I have tried googling this and can't seem to get a clear answer either way. Some articles say no, you would have to take a quarter of any income from the tax-free part, but other seem to indicate that I would be able to take taxable income only and leave the tax-free cash untouched.

Cheers,
Hugh J

Comments

  • dunstonh
    dunstonh Posts: 119,446 Forumite
    Part of the Furniture 10,000 Posts Name Dropper Combo Breaker
    I am not using any of my personal income tax allowance at present so would it be possible to take some taxable income from a drawdown policy to cover my needs (around £9,000 a year) without taking any of my tax-free cash?

    Technically yes but there would be no point as it would mean losing the 25% entitlement. i.e. if the 75% matched £9000 you would still need to draw the 25% or lose the entitlement to that 25% tax free (meaning future withdrawal would see it taxed). So, in reality, you wouldn't do it.
    I think it would make sense if I could do this as a way of making use of my personal allowance meantime.

    In which case the 75% uses up your personal allowance and the 25% that is not needed can be reinvested back into an S&S ISA keeping it tax free until a later date.
    I am an Independent Financial Adviser (IFA). The comments I make are just my opinion and are for discussion purposes only. They are not financial advice and you should not treat them as such. If you feel an area discussed may be relevant to you, then please seek advice from an Independent Financial Adviser local to you.
  • Hugh_J
    Hugh_J Posts: 2 Newbie
    Dunstonh,
    Thanks for your answer. I guess I had hoped that I could leave the tax free cash until I actually need it, but it sounds like I have no option but to take it and put it into as ISA or something, like you suggest.

    Cheers,
    Hugh J
  • cloud_dog
    cloud_dog Posts: 6,313 Forumite
    Part of the Furniture 1,000 Posts Name Dropper Photogenic
    edited 13 July 2018 at 5:32PM
    In my opinion it would make sense to maximise your withdrawals so as to ensure you use all of your annual tax allowance, whilst you are not earning/receiving any taxable income.

    Either by taking the 25% upfront and then drawing down your personal allowance (£11800 I believe for 2018/19), or by utilising UFPLS (uncrystalised withdrawals).

    If you went down the UFPLS route you would obviously need a provider who supports this option but you would then draw the maximum without crystallising the pension or triggering any additional taxation. For 2018/19 you could, assuming no other taxable income, withdraw via UFPLS £15733 (£3933 as 25% tax free, and £11800 personal allowance).

    For either of these options you would 'use' £9k and place the rest in to an ISA (S&S ISA I would suggest).

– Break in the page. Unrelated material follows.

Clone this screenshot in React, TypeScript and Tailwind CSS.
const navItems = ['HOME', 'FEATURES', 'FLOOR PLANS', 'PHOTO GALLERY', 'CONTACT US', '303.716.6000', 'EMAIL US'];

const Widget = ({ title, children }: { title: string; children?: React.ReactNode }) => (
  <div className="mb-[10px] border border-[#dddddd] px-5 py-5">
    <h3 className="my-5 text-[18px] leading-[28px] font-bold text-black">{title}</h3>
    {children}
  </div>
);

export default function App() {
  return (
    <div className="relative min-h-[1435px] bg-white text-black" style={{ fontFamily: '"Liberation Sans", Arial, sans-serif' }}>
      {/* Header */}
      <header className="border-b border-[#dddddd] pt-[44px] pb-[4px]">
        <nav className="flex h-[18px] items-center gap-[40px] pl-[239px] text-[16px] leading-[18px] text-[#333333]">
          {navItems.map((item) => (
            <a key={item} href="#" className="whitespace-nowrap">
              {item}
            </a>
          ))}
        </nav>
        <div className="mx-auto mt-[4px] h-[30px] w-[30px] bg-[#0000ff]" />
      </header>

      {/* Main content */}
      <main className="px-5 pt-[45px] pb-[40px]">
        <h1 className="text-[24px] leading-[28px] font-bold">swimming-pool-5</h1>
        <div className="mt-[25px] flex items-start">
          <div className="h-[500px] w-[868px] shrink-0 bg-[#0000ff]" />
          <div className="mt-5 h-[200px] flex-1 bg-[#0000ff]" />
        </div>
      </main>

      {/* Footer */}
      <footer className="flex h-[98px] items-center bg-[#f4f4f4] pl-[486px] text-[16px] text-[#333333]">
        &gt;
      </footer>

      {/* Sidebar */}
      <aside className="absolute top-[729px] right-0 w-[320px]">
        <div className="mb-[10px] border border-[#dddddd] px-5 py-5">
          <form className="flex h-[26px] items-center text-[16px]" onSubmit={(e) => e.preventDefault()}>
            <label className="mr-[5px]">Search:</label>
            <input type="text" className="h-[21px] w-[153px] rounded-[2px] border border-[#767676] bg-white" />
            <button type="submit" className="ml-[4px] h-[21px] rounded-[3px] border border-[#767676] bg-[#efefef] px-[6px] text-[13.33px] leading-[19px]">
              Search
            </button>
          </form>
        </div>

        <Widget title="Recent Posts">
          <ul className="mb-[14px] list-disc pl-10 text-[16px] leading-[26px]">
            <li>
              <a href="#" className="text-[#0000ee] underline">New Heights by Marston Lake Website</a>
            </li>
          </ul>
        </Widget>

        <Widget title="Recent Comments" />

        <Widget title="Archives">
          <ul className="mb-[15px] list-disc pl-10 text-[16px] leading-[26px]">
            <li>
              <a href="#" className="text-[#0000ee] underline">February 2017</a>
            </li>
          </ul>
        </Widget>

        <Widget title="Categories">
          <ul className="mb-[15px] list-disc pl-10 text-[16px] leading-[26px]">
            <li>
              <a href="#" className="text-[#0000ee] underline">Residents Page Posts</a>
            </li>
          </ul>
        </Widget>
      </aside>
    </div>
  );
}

    One of these two options is what I am planning for my wife so as to extract as much of her SIPP money tax free before she starts receiving DB and SPs and begins paying income tax.
    Personal Responsibility - Sad but True :D

    Sometimes.... I am like a dog with a bone
  • zagfles
    zagfles Posts: 21,381 Forumite
    Part of the Furniture 10,000 Posts Name Dropper Chutzpah Haggler
    edited 13 July 2018 at 6:08PM
    Yes UFPLS sounds sensible - if you're not using any of your personal allowance you can take 4/3 of the personal allowance as a UFPLS and pay no tax, as a quarter of the UFPLS is tax free, the other 3/4 is taxable but is covered by your PA. So at this year's rates, a UFPLS of £15800. Any decent drawdown provider will support UFPLS.

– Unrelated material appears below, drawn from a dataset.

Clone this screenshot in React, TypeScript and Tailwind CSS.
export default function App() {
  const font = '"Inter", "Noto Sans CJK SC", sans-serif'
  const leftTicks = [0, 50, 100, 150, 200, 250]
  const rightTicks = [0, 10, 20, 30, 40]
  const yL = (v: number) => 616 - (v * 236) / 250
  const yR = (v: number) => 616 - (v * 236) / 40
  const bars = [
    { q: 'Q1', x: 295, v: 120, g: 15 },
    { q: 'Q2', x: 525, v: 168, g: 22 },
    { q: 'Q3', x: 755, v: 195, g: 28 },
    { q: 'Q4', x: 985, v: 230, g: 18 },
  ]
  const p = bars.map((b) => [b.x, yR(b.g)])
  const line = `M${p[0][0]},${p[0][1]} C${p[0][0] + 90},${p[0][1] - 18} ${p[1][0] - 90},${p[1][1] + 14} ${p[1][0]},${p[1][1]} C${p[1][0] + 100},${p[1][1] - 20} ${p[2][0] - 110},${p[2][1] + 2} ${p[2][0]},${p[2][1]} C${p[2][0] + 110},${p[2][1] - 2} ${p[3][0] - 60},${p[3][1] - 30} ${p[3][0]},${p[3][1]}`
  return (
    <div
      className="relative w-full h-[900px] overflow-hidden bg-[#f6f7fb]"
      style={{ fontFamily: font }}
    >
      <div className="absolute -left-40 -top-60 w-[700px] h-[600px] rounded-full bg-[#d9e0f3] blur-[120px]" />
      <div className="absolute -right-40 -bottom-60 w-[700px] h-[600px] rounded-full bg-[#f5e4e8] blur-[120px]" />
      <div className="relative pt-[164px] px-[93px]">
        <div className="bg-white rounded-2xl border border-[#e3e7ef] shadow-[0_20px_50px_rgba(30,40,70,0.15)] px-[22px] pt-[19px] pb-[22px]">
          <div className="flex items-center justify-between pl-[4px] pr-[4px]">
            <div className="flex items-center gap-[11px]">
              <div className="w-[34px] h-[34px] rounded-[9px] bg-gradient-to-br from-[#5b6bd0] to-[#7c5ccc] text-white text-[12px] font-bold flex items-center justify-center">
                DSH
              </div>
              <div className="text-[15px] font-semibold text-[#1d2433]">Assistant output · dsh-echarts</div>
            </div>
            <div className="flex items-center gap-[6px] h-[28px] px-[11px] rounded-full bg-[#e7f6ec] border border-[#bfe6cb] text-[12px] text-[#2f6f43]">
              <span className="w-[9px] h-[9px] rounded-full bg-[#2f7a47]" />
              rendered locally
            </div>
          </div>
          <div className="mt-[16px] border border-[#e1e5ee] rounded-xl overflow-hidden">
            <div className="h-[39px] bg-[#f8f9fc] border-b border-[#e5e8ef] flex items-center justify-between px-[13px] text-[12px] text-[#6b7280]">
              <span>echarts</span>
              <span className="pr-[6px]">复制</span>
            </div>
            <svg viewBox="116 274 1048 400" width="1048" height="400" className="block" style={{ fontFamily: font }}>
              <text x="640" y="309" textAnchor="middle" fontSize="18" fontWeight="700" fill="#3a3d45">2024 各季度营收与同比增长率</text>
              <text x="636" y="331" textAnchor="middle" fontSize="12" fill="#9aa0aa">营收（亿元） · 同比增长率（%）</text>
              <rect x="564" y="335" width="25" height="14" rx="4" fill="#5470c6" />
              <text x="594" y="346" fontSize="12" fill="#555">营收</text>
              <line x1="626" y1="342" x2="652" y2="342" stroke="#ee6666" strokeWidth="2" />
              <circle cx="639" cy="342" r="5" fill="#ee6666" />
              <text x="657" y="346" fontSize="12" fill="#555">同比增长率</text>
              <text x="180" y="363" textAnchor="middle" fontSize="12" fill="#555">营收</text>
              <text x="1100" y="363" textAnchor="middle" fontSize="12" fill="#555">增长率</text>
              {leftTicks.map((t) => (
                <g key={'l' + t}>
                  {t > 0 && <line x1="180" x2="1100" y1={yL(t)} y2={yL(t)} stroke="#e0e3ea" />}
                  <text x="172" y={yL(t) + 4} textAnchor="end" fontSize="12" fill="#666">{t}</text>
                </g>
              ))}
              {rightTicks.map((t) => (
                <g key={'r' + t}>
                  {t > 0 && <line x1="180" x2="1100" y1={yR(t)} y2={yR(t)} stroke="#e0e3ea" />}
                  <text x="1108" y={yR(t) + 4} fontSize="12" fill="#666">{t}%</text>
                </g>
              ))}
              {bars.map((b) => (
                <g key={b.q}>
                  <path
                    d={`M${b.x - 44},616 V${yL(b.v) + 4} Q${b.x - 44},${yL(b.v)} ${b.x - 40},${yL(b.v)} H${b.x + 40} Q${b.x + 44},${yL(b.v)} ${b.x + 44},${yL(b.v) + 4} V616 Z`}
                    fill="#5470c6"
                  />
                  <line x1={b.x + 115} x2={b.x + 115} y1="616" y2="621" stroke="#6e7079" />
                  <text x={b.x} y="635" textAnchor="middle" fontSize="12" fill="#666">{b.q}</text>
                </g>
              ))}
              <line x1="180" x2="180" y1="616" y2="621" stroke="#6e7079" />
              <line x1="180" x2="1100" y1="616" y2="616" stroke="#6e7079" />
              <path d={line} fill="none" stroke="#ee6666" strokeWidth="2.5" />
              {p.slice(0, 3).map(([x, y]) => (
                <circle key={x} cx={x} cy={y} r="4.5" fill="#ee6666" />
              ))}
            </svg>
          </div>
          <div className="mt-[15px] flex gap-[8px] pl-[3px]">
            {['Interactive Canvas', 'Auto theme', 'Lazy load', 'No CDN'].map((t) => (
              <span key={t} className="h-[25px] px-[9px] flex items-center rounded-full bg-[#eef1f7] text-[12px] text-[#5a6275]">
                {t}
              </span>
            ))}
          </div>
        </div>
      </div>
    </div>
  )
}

    Because of the way PAYE works you might pay tax initially, it'll either sort itself out over the tax year (by getting tax refunds in your "payslip") or you can claim a refund from HMRC.

    The other way is to use phased drawdown - you "crystallise" £15800 each year, taking a quarter of it (£3950) as a PCLS, and take £987.50 a month as "taxable" income but on which you won't pay tax as it's covered by the PA. Again initially you might pay tax until they've sorted out your tax code, but will get it refunded.